The hype is gone. What’s left is real.
Two years ago, AI was trapped in a hype cycle. Everyone expected sentient scripts, perfect characters and one-click films. None of that arrived. What did arrive were powerful, practical tools that quietly solved real problems. Image upscaling. Rotoscoping. Dubbing. Re-aging. Translation. Rendering optimisation. Previs. Shot prototyping. Semantic search. Every headache in the production pipeline began to crack.
This is the shift that matters in 2026.
AI is no longer the magic trick.
AI is the infrastructure.
And in Africa, infrastructure changes everything.
Craft gets automated. Creativity becomes the advantage.
A misconception still lingers in creative circles: that AI threatens human imagination. The irony is that AI is terrible at story. It cannot understand psychology, culture, theme or meaning. It cannot make the zero-to-one leap that creates something truly new. But it is exceptional at everything in the production pipeline that slows creative people down.
The craft layer shifts from a bottleneck to a boost.
The creative layer becomes the place where real competitive advantage lives.
Lookbooks that once took a week now take an afternoon.
Lighting tests happen in your lounge before they happen on set.
Directors can explore visual ideas for a few hundred rand before committing thousands.
Teams can iterate scenes endlessly without burning budget.
For African creatives, this is liberation.
We finally get to focus on the idea, not the obstacles.
The creative studio of 2026 is not a giant engine with 60 people in a boardroom.
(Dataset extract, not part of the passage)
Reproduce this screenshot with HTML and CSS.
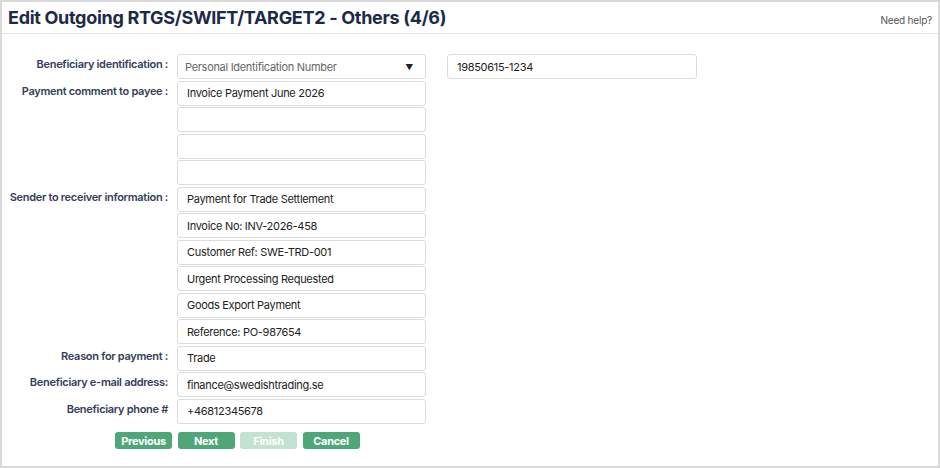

It’s a tight, multidisciplinary group who understand both story and technology. African teams have been operating like this for years out of necessity. AI turns this necessity into an advantage.
Hybrid directors who can move between ideation, visualisation and execution now thrive.
Generalists who understand multiple parts of the pipeline rise quickly.
Creatives who can prompt, test and prototype visually will outpace those who can’t.
This is the real shift.
Human-led, AI-powered teams will outperform big traditional productions on cost, speed and creative exploration.
Not in theory. In reality.
Global studios are gradually merging generative AI, real-time engines and virtual production. In Africa, we are not gradually merging. We are jumping straight in. Unreal has become the operating system of modern content, and generative AI feeds that ecosystem with look-dev, texturing, previs and worldbuilding. The combination is powerful because it fits our context.
High-end looks without high-end budgets.
Big ideas without big departments.
Faster iteration without sacrificing ambition.
What other markets treat as an upgrade, Africa treats as a starting point.
So instead of adding AI to a 50 year old industry, we are building a future-first industry from day one.
We are not modernising anything.
We are constructing the next version of the creative industry with none of the old clutter in the way.
AI reduces risk. Risk reduction creates diversity.
When production costs drop, the industry stops relying on the same stories and the same formulas. Yves Bergquist made this clear. When risk goes down, studios greenlight new voices.
If the world wants more diverse creative perspectives, this is where they will come from.
From the places where creativity was never the problem. Only resources were. AI shifts that balance.
The West is paying to maintain an old system. Africa is paying to skip it. This single difference is why 2026 will look very different on our continent. AI solves the expensive parts of production, not the meaningful parts. It supercharges the craft so we can put more time, energy and attention into story, performance and emotional connection.
Creativity is still human.
Vision is still human.
Meaning is still human.
AI simply removes the weight that held African creatives back. In 2026, Africa will not be catching up. Africa will be leading.